• [Aim of the task] Search the data for the word "React" and copy every line where it occurs.

• [Provided data]
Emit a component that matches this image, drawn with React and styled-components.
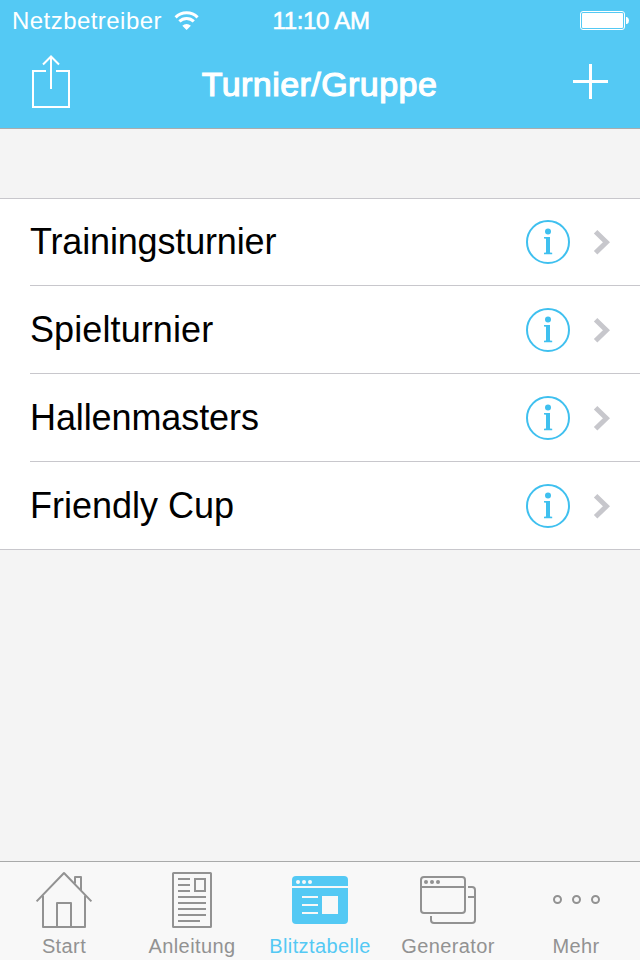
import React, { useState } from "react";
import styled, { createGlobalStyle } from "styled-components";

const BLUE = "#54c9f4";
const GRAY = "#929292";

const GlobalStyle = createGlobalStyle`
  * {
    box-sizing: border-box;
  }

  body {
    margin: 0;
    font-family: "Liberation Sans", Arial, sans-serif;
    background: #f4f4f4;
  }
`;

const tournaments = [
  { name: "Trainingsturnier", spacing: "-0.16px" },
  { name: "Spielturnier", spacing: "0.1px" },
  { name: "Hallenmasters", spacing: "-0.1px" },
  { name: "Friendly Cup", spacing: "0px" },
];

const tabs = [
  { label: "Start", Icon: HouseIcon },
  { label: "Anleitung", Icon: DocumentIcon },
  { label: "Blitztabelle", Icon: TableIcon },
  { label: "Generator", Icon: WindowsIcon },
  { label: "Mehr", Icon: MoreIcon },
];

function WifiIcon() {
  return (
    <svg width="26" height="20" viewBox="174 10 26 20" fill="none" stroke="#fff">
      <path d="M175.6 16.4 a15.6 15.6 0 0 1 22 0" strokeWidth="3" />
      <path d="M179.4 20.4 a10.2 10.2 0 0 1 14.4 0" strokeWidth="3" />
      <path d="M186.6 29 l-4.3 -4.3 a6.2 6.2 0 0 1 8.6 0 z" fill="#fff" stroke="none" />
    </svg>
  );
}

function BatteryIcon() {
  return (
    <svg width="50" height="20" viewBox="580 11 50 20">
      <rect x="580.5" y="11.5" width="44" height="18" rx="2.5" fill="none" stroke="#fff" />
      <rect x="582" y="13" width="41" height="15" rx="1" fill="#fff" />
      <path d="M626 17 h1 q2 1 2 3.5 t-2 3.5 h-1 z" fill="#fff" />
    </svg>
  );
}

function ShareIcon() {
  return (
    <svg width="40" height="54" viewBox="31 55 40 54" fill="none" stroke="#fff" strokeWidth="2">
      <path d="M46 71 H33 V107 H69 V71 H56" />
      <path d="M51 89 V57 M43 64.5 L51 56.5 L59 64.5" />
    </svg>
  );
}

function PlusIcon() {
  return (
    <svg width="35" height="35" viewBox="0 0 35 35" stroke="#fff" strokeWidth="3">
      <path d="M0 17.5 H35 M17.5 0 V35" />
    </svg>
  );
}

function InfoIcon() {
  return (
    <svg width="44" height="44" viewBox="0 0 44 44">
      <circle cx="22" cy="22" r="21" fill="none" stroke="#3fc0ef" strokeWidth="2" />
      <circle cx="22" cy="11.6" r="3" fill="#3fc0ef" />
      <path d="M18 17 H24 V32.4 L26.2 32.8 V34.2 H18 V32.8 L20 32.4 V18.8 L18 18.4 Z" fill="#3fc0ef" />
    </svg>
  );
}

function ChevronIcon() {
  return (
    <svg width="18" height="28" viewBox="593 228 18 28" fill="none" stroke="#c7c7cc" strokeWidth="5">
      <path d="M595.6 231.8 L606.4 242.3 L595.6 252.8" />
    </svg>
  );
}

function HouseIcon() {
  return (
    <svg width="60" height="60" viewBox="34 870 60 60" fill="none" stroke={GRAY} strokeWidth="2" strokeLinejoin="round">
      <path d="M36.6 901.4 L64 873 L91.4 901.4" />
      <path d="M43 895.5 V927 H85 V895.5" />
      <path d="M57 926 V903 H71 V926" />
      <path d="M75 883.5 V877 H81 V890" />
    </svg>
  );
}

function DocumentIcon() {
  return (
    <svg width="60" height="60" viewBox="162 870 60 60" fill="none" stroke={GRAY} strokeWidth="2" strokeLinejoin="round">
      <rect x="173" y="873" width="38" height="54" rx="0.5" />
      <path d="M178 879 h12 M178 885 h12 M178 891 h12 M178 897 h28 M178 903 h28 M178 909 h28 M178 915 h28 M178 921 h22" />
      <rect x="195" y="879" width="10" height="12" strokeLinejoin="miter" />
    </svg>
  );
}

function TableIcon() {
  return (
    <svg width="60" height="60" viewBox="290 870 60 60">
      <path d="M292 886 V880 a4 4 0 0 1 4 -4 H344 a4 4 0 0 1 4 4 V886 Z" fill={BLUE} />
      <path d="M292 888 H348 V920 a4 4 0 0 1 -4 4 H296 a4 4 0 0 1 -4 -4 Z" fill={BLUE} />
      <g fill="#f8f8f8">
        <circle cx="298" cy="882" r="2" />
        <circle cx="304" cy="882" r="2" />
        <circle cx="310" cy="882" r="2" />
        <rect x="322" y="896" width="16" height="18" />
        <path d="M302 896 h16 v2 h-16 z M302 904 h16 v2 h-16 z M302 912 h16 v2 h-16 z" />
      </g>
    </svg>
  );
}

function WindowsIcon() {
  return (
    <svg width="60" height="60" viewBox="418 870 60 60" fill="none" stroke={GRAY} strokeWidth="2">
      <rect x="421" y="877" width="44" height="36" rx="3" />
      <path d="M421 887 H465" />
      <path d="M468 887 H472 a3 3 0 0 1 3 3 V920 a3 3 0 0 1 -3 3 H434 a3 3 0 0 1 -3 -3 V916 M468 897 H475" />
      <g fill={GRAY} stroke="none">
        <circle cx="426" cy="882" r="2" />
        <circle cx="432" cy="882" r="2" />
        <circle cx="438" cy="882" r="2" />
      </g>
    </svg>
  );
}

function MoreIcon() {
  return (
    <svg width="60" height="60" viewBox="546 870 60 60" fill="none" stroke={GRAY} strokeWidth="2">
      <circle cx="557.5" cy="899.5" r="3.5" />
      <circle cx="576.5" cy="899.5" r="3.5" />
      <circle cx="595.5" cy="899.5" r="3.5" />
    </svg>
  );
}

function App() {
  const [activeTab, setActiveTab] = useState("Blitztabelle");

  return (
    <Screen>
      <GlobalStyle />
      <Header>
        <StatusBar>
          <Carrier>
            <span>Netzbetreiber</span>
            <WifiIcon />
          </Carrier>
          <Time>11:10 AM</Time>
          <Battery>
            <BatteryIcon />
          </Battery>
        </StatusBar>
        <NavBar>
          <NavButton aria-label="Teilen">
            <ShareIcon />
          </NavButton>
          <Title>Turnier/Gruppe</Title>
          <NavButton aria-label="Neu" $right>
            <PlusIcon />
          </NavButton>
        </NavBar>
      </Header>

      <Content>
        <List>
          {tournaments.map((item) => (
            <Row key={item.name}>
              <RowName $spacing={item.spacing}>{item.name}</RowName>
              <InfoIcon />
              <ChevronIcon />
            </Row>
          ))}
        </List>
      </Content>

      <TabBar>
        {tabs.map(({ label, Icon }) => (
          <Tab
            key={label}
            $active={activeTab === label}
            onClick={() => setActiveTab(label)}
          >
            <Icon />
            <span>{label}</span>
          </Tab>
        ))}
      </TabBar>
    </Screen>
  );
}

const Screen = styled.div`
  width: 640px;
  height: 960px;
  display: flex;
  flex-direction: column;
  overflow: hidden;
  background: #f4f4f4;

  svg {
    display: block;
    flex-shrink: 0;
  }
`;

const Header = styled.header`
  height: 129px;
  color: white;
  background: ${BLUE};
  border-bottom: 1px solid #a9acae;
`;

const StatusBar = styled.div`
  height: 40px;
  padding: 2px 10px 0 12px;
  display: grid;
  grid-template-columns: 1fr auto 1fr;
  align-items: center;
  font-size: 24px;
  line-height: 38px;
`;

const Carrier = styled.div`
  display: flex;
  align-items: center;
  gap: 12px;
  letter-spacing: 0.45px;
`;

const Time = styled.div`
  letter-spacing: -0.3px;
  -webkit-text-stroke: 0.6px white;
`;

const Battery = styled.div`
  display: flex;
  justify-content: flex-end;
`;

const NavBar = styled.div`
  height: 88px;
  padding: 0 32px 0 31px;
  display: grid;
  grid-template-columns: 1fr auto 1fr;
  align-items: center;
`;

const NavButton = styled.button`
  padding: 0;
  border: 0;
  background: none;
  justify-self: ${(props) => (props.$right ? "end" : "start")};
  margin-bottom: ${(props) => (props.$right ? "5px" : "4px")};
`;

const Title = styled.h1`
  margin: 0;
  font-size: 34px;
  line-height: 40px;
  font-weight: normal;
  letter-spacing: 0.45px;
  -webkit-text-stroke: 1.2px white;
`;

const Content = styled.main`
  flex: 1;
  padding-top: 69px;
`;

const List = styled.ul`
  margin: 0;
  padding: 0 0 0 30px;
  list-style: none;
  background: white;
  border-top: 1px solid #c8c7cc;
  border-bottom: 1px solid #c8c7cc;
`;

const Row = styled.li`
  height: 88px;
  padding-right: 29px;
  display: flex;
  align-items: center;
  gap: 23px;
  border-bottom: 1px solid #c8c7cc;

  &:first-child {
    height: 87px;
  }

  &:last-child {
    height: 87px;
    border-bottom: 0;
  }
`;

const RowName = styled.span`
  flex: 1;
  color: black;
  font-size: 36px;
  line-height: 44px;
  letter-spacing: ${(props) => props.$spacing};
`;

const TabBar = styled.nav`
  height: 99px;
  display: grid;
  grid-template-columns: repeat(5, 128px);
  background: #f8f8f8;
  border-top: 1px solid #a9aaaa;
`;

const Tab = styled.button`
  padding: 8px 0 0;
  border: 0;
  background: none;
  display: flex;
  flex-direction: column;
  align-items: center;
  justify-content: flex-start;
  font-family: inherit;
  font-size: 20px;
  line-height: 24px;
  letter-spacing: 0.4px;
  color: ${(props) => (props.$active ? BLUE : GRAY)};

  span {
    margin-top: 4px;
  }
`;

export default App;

• [Result below]
Emit a component that matches this image, drawn with React and styled-components.
import React, { useState } from "react";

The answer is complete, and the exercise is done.